··· GIVEN DATA ···

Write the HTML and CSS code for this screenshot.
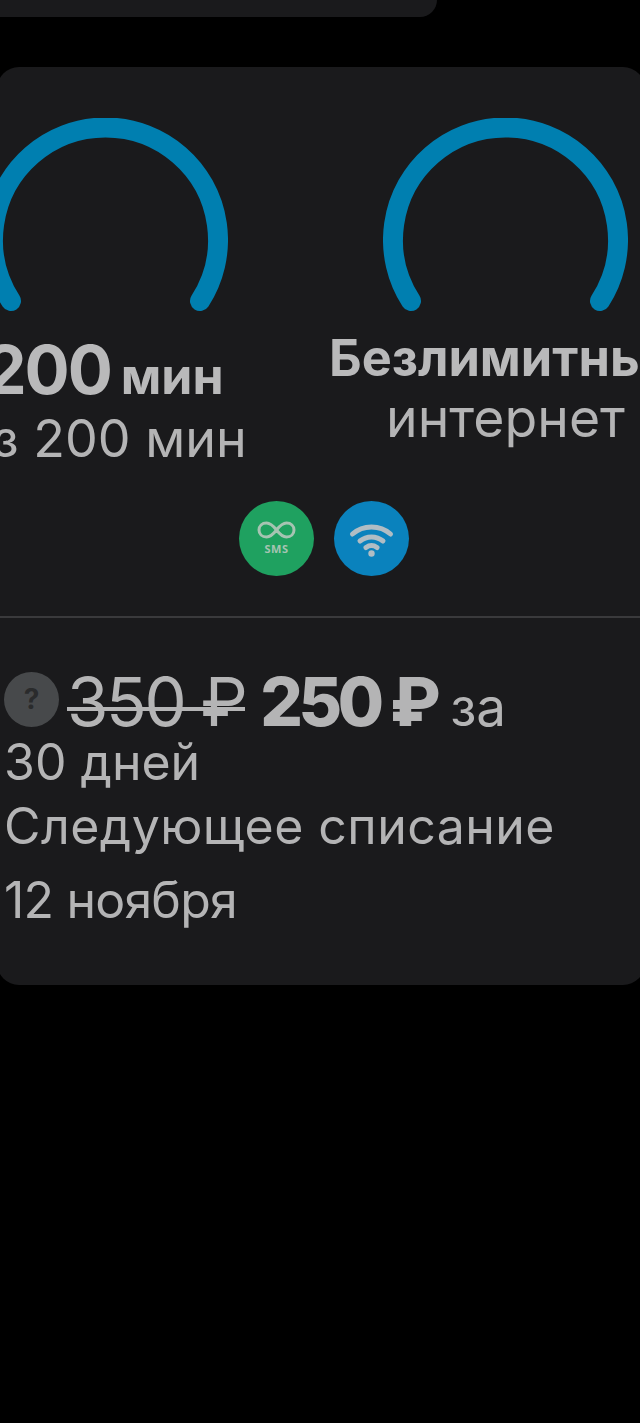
FILE: index.html
```html
<!DOCTYPE html>
<html lang="ru">
<head>
<meta charset="utf-8">
<title>Тариф</title>
<link rel="stylesheet" href="styles.css">
</head>
<body>
<div class="top-card"></div>
<main class="card">
  <section class="gauges">
    <div class="gauge">
      <svg class="arc" viewBox="0 0 245 200" aria-hidden="true"><path d="M28 183A112.500 112.500 0 1 1 217 183"/></svg>
      <div class="big"><span class="num">200</span> <span class="unit">мин</span></div>
      <div class="sub sub-left">из 200 мин</div>
    </div>
    <div class="gauge">
      <svg class="arc" viewBox="0 0 245 200" aria-hidden="true"><path d="M28 183A112.500 112.500 0 1 1 217 183"/></svg>
      <div class="title">Безлимитный</div>
      <div class="sub sub-right">интернет</div>
    </div>
  </section>
  <div class="badges">
    <span class="badge green">
      <svg viewBox="0 0 75 75" aria-hidden="true">
        <path class="inf" d="M37.500 29C34 24.500 31.500 22 27.500 22C23 22 20 25 20 29C20 33 23 36 27.500 36C31.500 36 34 33.500 37.500 29C41 24.500 43.500 22 47.500 22C52 22 55 25 55 29C55 33 52 36 47.500 36C43.500 36 41 33.500 37.500 29Z"/>
      </svg>
      <span class="sms">SMS</span>
    </span>
    <span class="badge blue">
      <svg viewBox="0 0 75 75" aria-hidden="true">
        <path class="wifi" d="M18.500 33C29 23.500 46 23.500 56.500 33"/>
        <path class="wifi" d="M26 40C32.500 34.500 42.500 34.500 49 40"/>
        <path class="wifi" d="M32 46.500C35.500 44 39.500 44 43 46.500"/>
        <circle class="dot" cx="37.500" cy="52.500" r="3.200"/>
      </svg>
    </span>
  </div>
  <hr class="divider">
  <section class="price">
    <p class="price-line"><span class="help">?</span> <s class="old">350 ₽</s> <b class="new">250 ₽</b> <span class="per">за</span> <span class="days">30 дней</span></p>
    <p class="next">Следующее списание</p>
    <p class="date">12 ноября</p>
  </section>
</main>
</body>
</html>
```
FILE: styles.css
```css
html, body {
  margin: 0;
  background: #000;
}
body {
  width: 640px;
  height: 1423px;
  overflow: hidden;
  font-family: Inter, "Noto Sans", sans-serif;
  color: #b4b4b5;
}
.top-card {
  width: 450px;
  height: 17px;
  margin-left: -13px;
  background: #1a1a1c;
  border-radius: 0 0 20px 0;
}
.card {
  width: 648px;
  height: 918px;
  margin: 50px 0 0 -3px;
  background: #1a1a1c;
  border-radius: 22px;
}
.gauges {
  display: flex;
  gap: 155px;
  margin-left: -14px;
  padding-top: 51px;
  height: 384px;
  box-sizing: border-box;
}
.gauge {
  flex: 0 0 245px;
  min-width: 0;
  display: flex;
  flex-direction: column;
  align-items: center;
  white-space: nowrap;
}
.arc {
  display: block;
  width: 245px;
  height: 200px;
  flex: none;
}
.arc path {
  fill: none;
  stroke: #007fb0;
  stroke-width: 20;
  stroke-linecap: round;
}
.big {
  margin: 22px 3px 0 0;
  line-height: 60px;
  font-weight: 700;
  color: #b9b9ba;
}
.num {
  font-size: 67px;
  letter-spacing: -2px;
}
.unit {
  font-size: 50px;
  margin-left: 6px;
}
.title {
  margin-top: 10px;
  line-height: 60px;
  font-size: 50.5px;
  font-weight: 700;
  color: #b9b9ba;
}
.sub {
  font-size: 52px;
  font-weight: 400;
}
.sub-left {
  line-height: 42px;
  margin-right: 2px;
}
.sub-right {
  line-height: 60px;
  font-size: 53.5px;
}
.badges {
  display: flex;
  justify-content: center;
  gap: 20px;
  margin: 50px 0 0 6px;
}
.badge {
  position: relative;
  display: block;
  width: 75px;
  height: 75px;
  border-radius: 50%;
}
.badge svg {
  display: block;
  width: 75px;
  height: 75px;
}
.green { background: #1fa160; }
.blue { background: #0a82bd; }
.inf {
  fill: none;
  stroke: #a6c4b2;
  stroke-width: 3;
}
.sms {
  position: absolute;
  left: 0;
  right: 0;
  top: 41px;
  text-align: center;
  font-family: "Noto Sans", sans-serif;
  font-size: 11px;
  letter-spacing: 0.5px;
  line-height: 14px;
  font-weight: 700;
  color: #a6c4b2;
}
.wifi {
  fill: none;
  stroke: #b0bdc4;
  stroke-width: 5;
  stroke-linecap: round;
}
.dot { fill: #b0bdc4; }
.divider {
  height: 2px;
  margin: 40px 0 0;
  border: 0;
  background: #3a3a3c;
}
.price {
  padding: 54px 0 0 7px;
}
.price p {
  margin: 0;
  font-weight: 400;
  font-size: 50px;
}
.price-line { line-height: 54px; }
.help {
  display: inline-block;
  overflow: hidden;
  width: 55px;
  height: 55px;
  margin-right: -6px;
  border-radius: 50%;
  background: #47494b;
  color: #2a2b2c;
  font-size: 28px;
  font-weight: 700;
  line-height: 55px;
  text-align: center;
  vertical-align: -1px;
}
.old {
  position: relative;
  font-size: 67px;
  font-weight: 400;
  letter-spacing: -2.4px;
  text-decoration: none;
}
.old::after {
  content: "";
  position: absolute;
  left: 0;
  right: 0;
  bottom: 31px;
  height: 4px;
  background: #b4b4b5;
}
.new {
  margin-left: 1px;
  font-size: 67px;
  font-weight: 800;
  letter-spacing: -4.5px;
}
.per {
  font-size: 53px;
  margin-left: 0;
}
.days {
  font-size: 50px;
  white-space: nowrap;
}
.next {
  line-height: 74px;
  letter-spacing: 0.45px;
}
.date {
  line-height: 74px;
  letter-spacing: -0.8px;
}
```
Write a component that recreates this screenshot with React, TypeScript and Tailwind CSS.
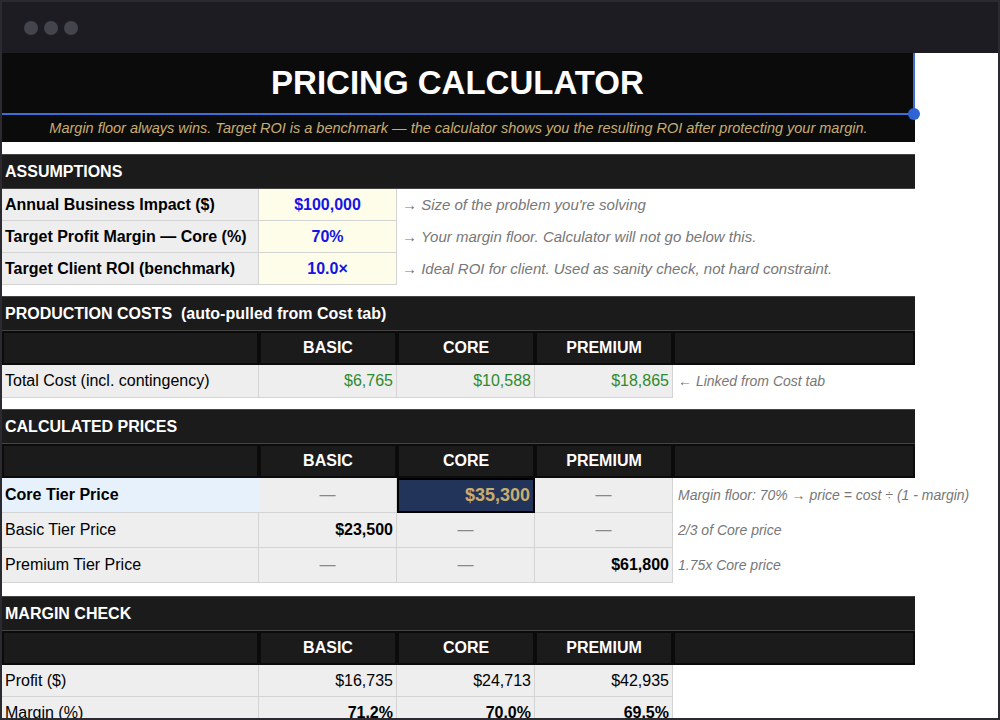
import React from "react";

const COLS = "grid grid-cols-[257px_138px_138px_138px_242px]";
const N = { fontFamily: '"Liberation Sans",Arial,sans-serif' };
const note = "flex items-center pl-[5px] italic text-[14px] text-[#777] whitespace-nowrap";

function SecHead({ children }: { children: React.ReactNode }) {
  return (
    <div className="h-[35px] bg-[#1b1b1b] border-y border-[#444] flex items-center pl-[3px] text-white font-bold text-[16px]">
      {children}
    </div>
  );
}

function TierHead() {
  return (
    <div className={`${COLS} h-[34px] bg-[#0b0b0b] text-white font-bold text-[16px]`}>
      <div className="bg-[#1b1b1b] border-[2px] border-[#0b0b0b]" />
      {["BASIC", "CORE", "PREMIUM"].map((t) => (
        <div key={t} className="bg-[#1b1b1b] border-[2px] border-[#0b0b0b] flex items-center justify-center">{t}</div>
      ))}
      <div className="bg-[#1b1b1b] border-[2px] border-[#0b0b0b]" />
    </div>
  );
}

const cell = "bg-[#eeeeee] border-r border-b border-[#d4d4d4] flex items-center px-[3px] whitespace-nowrap";
const dash = <span className="text-[#888]">—</span>;

export default function App() {
  return (
    <div className="w-[1000px] h-[720px] bg-[#1c1c22] border-2 border-[#2a2a30] overflow-hidden" style={N}>
      <div className="h-[51px] flex items-center gap-[6px] pl-[22px]">
        <span className="w-[14px] h-[14px] rounded-full bg-[#44444c]" />
        <span className="w-[14px] h-[14px] rounded-full bg-[#44444c]" />
        <span className="w-[14px] h-[14px] rounded-full bg-[#44444c]" />
      </div>
      <div className="h-[667px] bg-white overflow-hidden">
        <div className="w-[913px]">
          <div className="relative h-[62px] bg-[#0b0b0b] border-b-2 border-r-2 border-[#3a6fd8] flex items-center justify-center text-white font-bold text-[33px]">
            PRICING CALCULATOR
            <span className="absolute right-[-7px] bottom-[-7px] w-[12px] h-[12px] rounded-full bg-[#2f64d6]" />
          </div>
          <div className="h-[27px] bg-[#0b0b0b] flex items-center justify-center italic text-[14.5px] text-[#c8ad70] whitespace-nowrap">
            Margin floor always wins. Target ROI is a benchmark — the calculator shows you the resulting ROI after protecting your margin.
          </div>
          <div className="h-[12px]" />
          <SecHead>ASSUMPTIONS</SecHead>
          {[
            ["Annual Business Impact ($)", "$100,000", "→ Size of the problem you're solving"],
            ["Target Profit Margin — Core (%)", "70%", "→ Your margin floor. Calculator will not go below this."],
            ["Target Client ROI (benchmark)", "10.0×", "→ Ideal ROI for client. Used as sanity check, not hard constraint."],
          ].map(([a, b, c]) => (
            <div key={a} className="grid grid-cols-[257px_138px_518px] h-[32px] text-[16px]">
              <div className={`${cell} font-bold text-black`}>{a}</div>
              <div className="bg-[#fefdea] border-r border-b border-[#d4d4d4] flex items-center justify-center font-bold text-[#1414e6]">{b}</div>
              <div className={`${note} text-[15px]`}>{c}</div>
            </div>
          ))}
          <div className="h-[11px]" />
          <SecHead>PRODUCTION COSTS&nbsp;&nbsp;(auto-pulled from Cost tab)</SecHead>
          <TierHead />
          <div className={`${COLS} h-[33px] text-[16px]`}>
            <div className={cell}>Total Cost (incl. contingency)</div>
            {["$6,765", "$10,588", "$18,865"].map((v) => (
              <div key={v} className={`${cell} justify-end text-[#2e8a2e]`}>{v}</div>
            ))}
            <div className={note}>← Linked from Cost tab</div>
          </div>
          <div className="h-[11px]" />
          <SecHead>CALCULATED PRICES</SecHead>
          <TierHead />
          <div className={`${COLS} h-[35px] text-[16px]`}>
            <div className="bg-[#e6f1fb] border-b border-[#d4d4d4] flex items-center px-[3px] font-bold">Core Tier Price</div>
            <div className={`${cell} justify-center`}>{dash}</div>
            <div className="bg-[#22345a] border-2 border-black flex items-center justify-end px-[3px] font-bold text-[#c8ad70] text-[18px]">$35,300</div>
            <div className={`${cell} justify-center`}>{dash}</div>
            <div className={note}>Margin floor: 70% → price = cost ÷ (1 - margin)</div>
          </div>
          <div className={`${COLS} h-[35px] text-[16px]`}>
            <div className={cell}>Basic Tier Price</div>
            <div className={`${cell} justify-end font-bold`}>$23,500</div>
            <div className={`${cell} justify-center`}>{dash}</div>
            <div className={`${cell} justify-center`}>{dash}</div>
            <div className={note}>2/3 of Core price</div>
          </div>
          <div className={`${COLS} h-[35px] text-[16px]`}>
            <div className={cell}>Premium Tier Price</div>
            <div className={`${cell} justify-center`}>{dash}</div>
            <div className={`${cell} justify-center`}>{dash}</div>
            <div className={`${cell} justify-end font-bold`}>$61,800</div>
            <div className={note}>1.75x Core price</div>
          </div>
          <div className="h-[13px]" />
          <SecHead>MARGIN CHECK</SecHead>
          <TierHead />
          <div className={`${COLS} h-[32px] text-[16px]`}>
            <div className={cell}>Profit ($)</div>
            {["$16,735", "$24,713", "$42,935"].map((v) => (
              <div key={v} className={`${cell} justify-end`}>{v}</div>
            ))}
            <div />
          </div>
          <div className={`${COLS} h-[32px] text-[16px]`}>
            <div className={cell}>Margin (%)</div>
            {["71.2%", "70.0%", "69.5%"].map((v) => (
              <div key={v} className={`${cell} justify-end font-bold`}>{v}</div>
            ))}
            <div />
          </div>
        </div>
      </div>
    </div>
  );
}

···

* [TASK BRIEF]: Scan the material above for the word "screenshot". Copy each line where it occurs.

* [COMPLETE OUTPUT]:
Write the HTML and CSS code for this screenshot.
Write a component that recreates this screenshot with React, TypeScript and Tailwind CSS.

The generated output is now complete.